Due Diligence
The investigation and verification of facts conducted before entering a significant business transaction, designed to identify risks, confirm representations, and inform decision-making.
What Is Due Diligence?
Due diligence is the systematic investigation a prudent party performs before signing a major contract, acquiring a business, investing in a company, or extending credit. It involves reviewing financial, legal, operational, tax, regulatory, and commercial information to verify the counterparty's representations and uncover risks that might affect the transaction.

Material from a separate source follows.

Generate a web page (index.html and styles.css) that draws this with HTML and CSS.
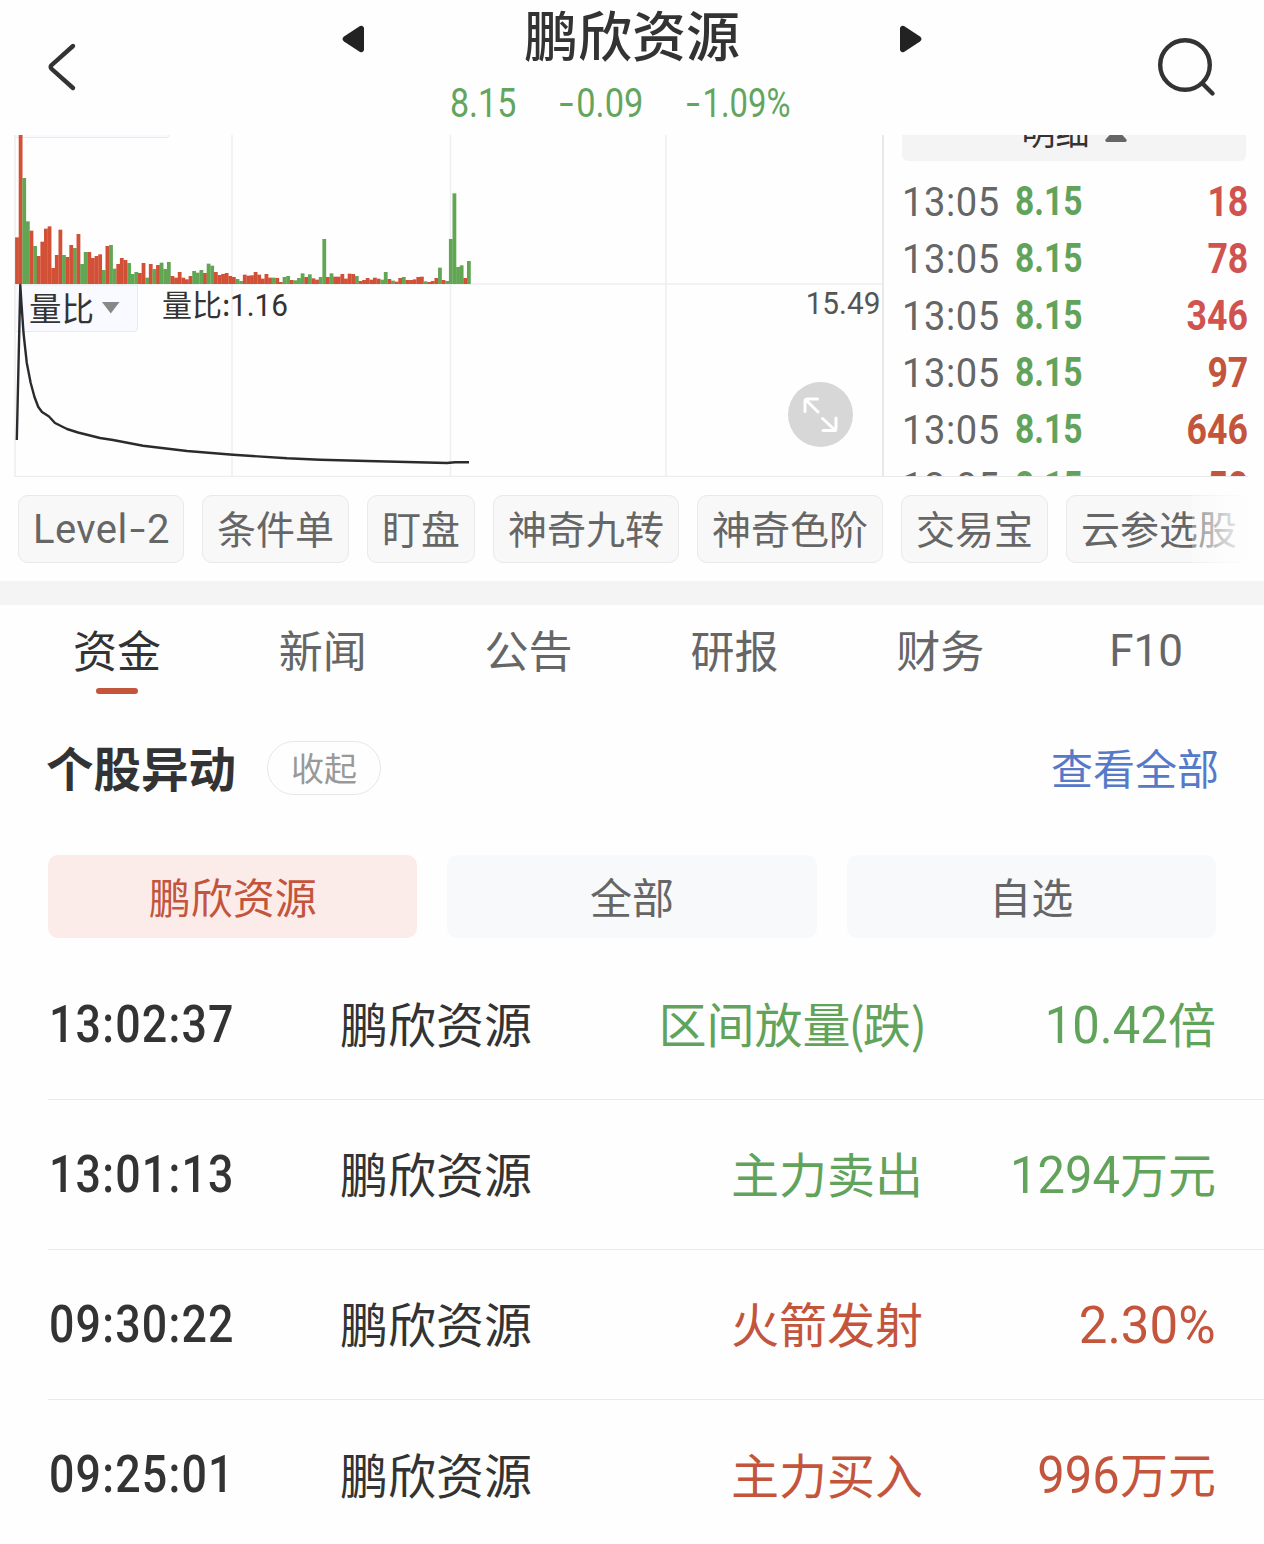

Typical Due Diligence Categories
- **Financial**: audited statements, tax returns, accounts receivable aging, debt schedules - **Legal**: corporate organization documents, material contracts, litigation, compliance records - **Intellectual property**: patent and trademark portfolios, license agreements, ownership chains - **Employment**: payroll records, benefit plans, employment agreements, pending claims - **Real estate**: title reports, environmental assessments, lease abstracts, zoning compliance - **Operational**: customer concentration, supplier dependencies, IT infrastructure, cybersecurity
Practical Importance
Findings from due diligence often translate into deal-specific representations, warranties, and indemnities in the definitive agreement, reduced purchase price, conditions to closing, escrow holdbacks, or termination of the transaction. In mergers and acquisitions, due diligence is typically conducted under a non-disclosure agreement and supported by a virtual data room. Securities laws may require additional diligence for public offerings under Section 11 of the Securities Act of 1933 to support a due diligence defense.